Here is a variation on the same argument, rendered in more plainly averagarianist terms:

“Half our clients generate more revenue than the other half. We should therefore ditch the lower-revenue generating half.”

Unless your client-base is totally homogenous, it is statistically certain that one half of your clients generate more revenue than the other half. This is a function of how you line up your clients at a given point in time: it will be true every year, every month and every day of “your clients” in general but not of any clients specifically.

The average yield from a group is an property of all the group. This is the logical error of jobsworthism. It is to mistake a mathematical property of variable set of data for a hard, determinate, property of artifacts in the real world.

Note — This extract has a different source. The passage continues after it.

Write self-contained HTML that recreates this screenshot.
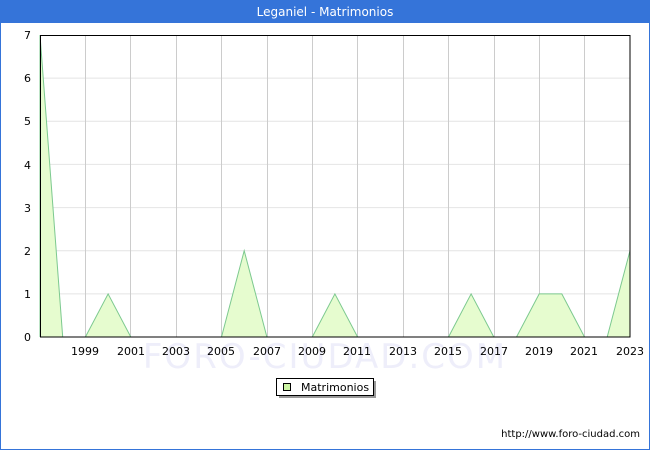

Pareto triage doesn’t look like averagarianism, but it is. It is arbitrarily to divide a group into uneven portions by reference to the average emerging from each portion. The average drives selection for the group, not vice versa. The tail wags the dog.

That a group can be sorted according to the Pareto rule is a property of the variance of that group. Variance is another emergent property. It has no meaning at an individual level. It changes depending on who else is in the group.

The eighty and the twenty segments of your client base are no more homogeneous then the whole. The Pareto rule will apply equally to each of them.

That Pareto principle is, therefore fractal. It scales down and up. If you cut off the “bad bit”, you will see, to your horror, your new, concentrated, high-value, but radically down-sized “good bit” still requires Pareto triage: there are still twenty percent of its population generating eighty percent of the revenue. The revenue pot is just smaller, that’s all.

This is Xeno’s paradox for our age: If we chase a Pareto triage we will end up with 20 percent of nothing.

Time

Nor does Pareto triage tell you anything about the forward value of your client base. Whatever period it covers, your data is a historical, averaged, snapshot: it will tell you nothing about the development of client data over the sample period. We are prone to averagarianism here, too. A client whose revenue has increased exponentially over a decade will, thanks the the Bill Gates on a bus effect, that revenue averaged over the decade will seem tepid. A client whose revenue has recently fallen off a cliff will look heroic.

And even if you can see that historical trend, of itself it doesn’t tell you anything. Remember the compliance refrain: past performance is not a reliable guide to future return .

There are any number of reasons a client’s revenue profile might change. They may be internal to the client, a function of market, a reflection of your product, or a result of poor sales coverage. It may be harder work than crunching a spreadsheet, but looking into why a specific client is not buying much product it will give much better basis to make the decision to terminate it.